Monetary policy in the US is shaped by the Federal Reserve (Fed). The Fed has two mandates: to achieve price stability and foster full employment. Its primary tool to achieve these goals is by adjusting interest rates.
When prices are rising too quickly and inflation is above the Fed’s 2% target, it raises interest rates, increasing borrowing costs throughout the economy. This results in a stronger US Dollar (USD) as it makes the US a more attractive place for international investors to park their money.
When inflation falls below 2% or the Unemployment Rate is too high, the Fed may lower interest rates to encourage borrowing, which weighs on the Greenback.
How often does the Fed hold monetary policy meetings?
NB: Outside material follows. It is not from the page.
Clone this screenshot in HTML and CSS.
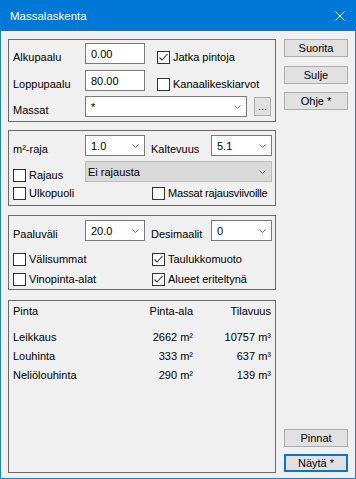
FILE: index.html
```html
<!DOCTYPE html>
<html lang="fi">
<head>
  <meta charset="UTF-8" />
  <meta name="viewport" content="width=device-width, initial-scale=1.0" />
  <title>Massalaskenta</title>
  <link rel="stylesheet" href="styles.css">
</head>
<body>
  <div class="window">
    <div class="titlebar">
      <span class="title">Massalaskenta</span>
      <svg class="close" width="10" height="10" viewBox="0 0 10 10"><path d="M0.5 0.5L9.5 9.5M9.5 0.5L0.5 9.5" stroke="#fff" stroke-width="1" fill="none"/></svg>
    </div>
    <div class="client">
      <div class="groups">
        <section class="group g1">
          <div class="row">
            <span class="lbl">Alkupaalu</span>
            <div class="edit w60">0.00</div>
            <label class="check ml12"><span class="box"><svg width="11" height="11" viewBox="0 0 11 11"><polyline points="1.5,5.5 4,8 9.5,2" /></svg></span>Jatka pintoja</label>
          </div>
          <div class="row mt6">
            <span class="lbl">Loppupaalu</span>
            <div class="edit w60">80.00</div>
            <label class="check ml12"><span class="box"></span>Kanaalikeskiarvot</label>
          </div>
          <div class="row mt5">
            <span class="lbl">Massat</span>
            <div class="combo w162"><span>*</span><svg class="arrow" width="7" height="4" viewBox="0 0 7 4"><polyline points="0.5,0.5 3.5,3.5 6.5,0.5" /></svg></div>
            <div class="dots">...</div>
          </div>
        </section>

        <section class="group g2">
          <div class="row">
            <span class="lbl">m²-raja</span>
            <div class="combo w60"><span>1.0</span><svg class="arrow" width="7" height="4" viewBox="0 0 7 4"><polyline points="0.5,0.5 3.5,3.5 6.5,0.5" /></svg></div>
            <span class="lbl lbl2">Kaltevuus</span>
            <div class="combo w61"><span>5.1</span><svg class="arrow" width="7" height="4" viewBox="0 0 7 4"><polyline points="0.5,0.5 3.5,3.5 6.5,0.5" /></svg></div>
          </div>
          <div class="row mt5">
            <label class="check col1"><span class="box"></span>Rajaus</label>
            <div class="combo disabled w187"><span>Ei rajausta</span><svg class="arrow" width="7" height="4" viewBox="0 0 7 4"><polyline points="0.5,0.5 3.5,3.5 6.5,0.5" /></svg></div>
          </div>
          <div class="row short mt5">
            <label class="check colwide"><span class="box"></span>Ulkopuoli</label>
            <label class="check tight"><span class="box"></span>Massat rajausviivoille</label>
          </div>
        </section>

        <section class="group g3">
          <div class="row">
            <span class="lbl">Paaluväli</span>
            <div class="combo w60"><span>20.0</span><svg class="arrow" width="7" height="4" viewBox="0 0 7 4"><polyline points="0.5,0.5 3.5,3.5 6.5,0.5" /></svg></div>
            <span class="lbl lbl2">Desimaalit</span>
            <div class="combo w61"><span>0</span><svg class="arrow" width="7" height="4" viewBox="0 0 7 4"><polyline points="0.5,0.5 3.5,3.5 6.5,0.5" /></svg></div>
          </div>
          <div class="row short mt12">
            <label class="check colwide"><span class="box"></span>Välisummat</label>
            <label class="check"><span class="box"><svg width="11" height="11" viewBox="0 0 11 11"><polyline points="1.5,5.5 4,8 9.5,2" /></svg></span>Taulukkomuoto</label>
          </div>
          <div class="row short mt7">
            <label class="check colwide"><span class="box"></span>Vinopinta-alat</label>
            <label class="check"><span class="box"><svg width="11" height="11" viewBox="0 0 11 11"><polyline points="1.5,5.5 4,8 9.5,2" /></svg></span>Alueet eriteltynä</label>
          </div>
        </section>

        <section class="group g4">
          <div class="table head">
            <span>Pinta</span>
            <span class="num">Pinta-ala</span>
            <span class="num">Tilavuus</span>
          </div>
          <div class="rows">
            <div class="table">
              <span>Leikkaus</span>
              <span class="num">2662 m²</span>
              <span class="num">10757 m³</span>
            </div>
            <div class="table">
              <span>Louhinta</span>
              <span class="num">333 m²</span>
              <span class="num">637 m³</span>
            </div>
            <div class="table">
              <span>Neliölouhinta</span>
              <span class="num">290 m²</span>
              <span class="num">139 m³</span>
            </div>
          </div>
        </section>
      </div>

      <div class="buttons">
        <button class="btn">Suorita</button>
        <button class="btn mt9">Sulje</button>
        <button class="btn mt8">Ohje *</button>
        <button class="btn bottom">Pinnat</button>
        <button class="btn default">Näytä *</button>
      </div>
    </div>
  </div>
</body>
</html>
```

FILE: styles.css
```css
body {
  margin: 0;
  font-family: "Liberation Sans", Arial, sans-serif;
  font-size: 11px;
  color: #000;
}
.window {
  width: 356px;
  height: 479px;
  display: flex;
  flex-direction: column;
  background-color: #f0f0f0;
}
.titlebar {
  height: 31px;
  flex-shrink: 0;
  background-color: #0078d7;
  color: white;
  display: flex;
  justify-content: space-between;
  align-items: center;
  padding: 0 11px 0 10px;
}
.title {
  font-size: 11.5px;
}
.client {
  flex: 1;
  display: flex;
  gap: 8px;
  padding: 8px 7px 0 7px;
  border: 1px solid #1a82d8;
  border-top: none;
}
.groups {
  width: 268px;
  display: flex;
  flex-direction: column;
}
.group {
  border: 1px solid #696969;
  box-sizing: border-box;
}
.g1 {
  height: 83px;
  padding: 3px 0 0 4px;
}
.g2 {
  height: 76px;
  margin-top: 8px;
  padding: 4px 0 0 4px;
}
.g3 {
  height: 75px;
  margin-top: 9px;
  padding: 4px 0 0 4px;
}
.g4 {
  height: 173px;
  margin-top: 10px;
  padding: 4px 4px 0 4px;
}
.row {
  display: flex;
  align-items: center;
  height: 21px;
}
.row.short {
  height: 13px;
}
.mt5 { margin-top: 5px; }
.mt6 { margin-top: 6px; }
.mt7 { margin-top: 7px; }
.mt8 { margin-top: 8px; }
.mt9 { margin-top: 9px; }
.mt12 { margin-top: 12px; }
.ml12 { margin-left: 12px; }
.lbl {
  width: 72px;
  line-height: 13px;
  align-self: flex-end;
}
.lbl2 {
  width: 60px;
  margin-left: 6px;
}
.edit, .combo {
  box-sizing: border-box;
  height: 21px;
  background-color: #fff;
  border: 1px solid #7a7a7a;
  padding: 0 5px 0 5px;
  display: flex;
  align-items: center;
}
.w60 { width: 60px; }
.w61 { width: 61px; }
.w162 { width: 162px; }
.w187 { width: 187px; }
.combo .arrow {
  margin-left: auto;
  fill: none;
  stroke: #707070;
  stroke-width: 1;
}
.combo.disabled {
  background-color: #dadada;
  border-color: #bcbcbc;
  padding-left: 2px;
}
.dots {
  box-sizing: border-box;
  width: 17px;
  height: 19px;
  margin-left: 7px;
  background-color: #e1e1e1;
  border: 1px solid #adadad;
  text-align: center;
  line-height: 16px;
}
.check {
  display: flex;
  align-items: center;
  gap: 3px;
  line-height: 13px;
  align-self: flex-end;
  white-space: nowrap;
}
.check.tight {
  letter-spacing: -0.2px;
}
.col1 {
  width: 72px;
}
.colwide {
  width: 139px;
}
.box {
  box-sizing: border-box;
  width: 13px;
  height: 13px;
  flex-shrink: 0;
  border: 1px solid #333;
  background-color: #fff;
  display: flex;
}
.box svg {
  fill: none;
  stroke: #333;
  stroke-width: 1.1;
}
.table {
  display: grid;
  grid-template-columns: 100px 80px 78px;
  line-height: 19px;
}
.table.head {
  line-height: 13px;
}
.rows {
  margin-top: 10px;
}
.num {
  text-align: right;
}
.buttons {
  width: 64px;
  display: flex;
  flex-direction: column;
  padding-bottom: 6px;
}
.btn {
  box-sizing: border-box;
  height: 18px;
  padding: 0;
  font-family: inherit;
  font-size: 11px;
  color: #000;
  background-color: #e1e1e1;
  border: 1px solid #adadad;
}
.btn.bottom {
  margin-top: auto;
}
.btn.default {
  margin-top: 7px;
  border: 2px solid #0078d7;
}
```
The Federal Reserve (Fed) holds eight policy meetings a year, where the Federal Open Market Committee (FOMC) assesses economic conditions and makes monetary policy decisions.
The FOMC is attended by twelve Fed officials – the seven members of the Board of Governors, the president of the Federal Reserve Bank of New York, and four of the remaining eleven regional Reserve Bank presidents, who serve one-year terms on a rotating basis.
What is Quantitative Easing (QE) and how does it impact USD?
In extreme situations, the Federal Reserve may resort to a policy named Quantitative Easing (QE). QE is the process by which the Fed substantially increases the flow of credit in a stuck financial system.
It is a non-standard policy measure used during crises or when inflation is extremely low. It was the Fed’s weapon of choice during the Great Financial Crisis in 2008. It involves the Fed printing more Dollars and using them to buy high grade bonds from financial institutions. QE usually weakens the US Dollar.
What is Quantitative Tightening (QT) and how does it impact the US Dollar?
Quantitative tightening (QT) is the reverse process of QE, whereby the Federal Reserve stops buying bonds from financial institutions and does not reinvest the principal from the bonds it holds maturing, to purchase new bonds. It is usually positive for the value of the US Dollar.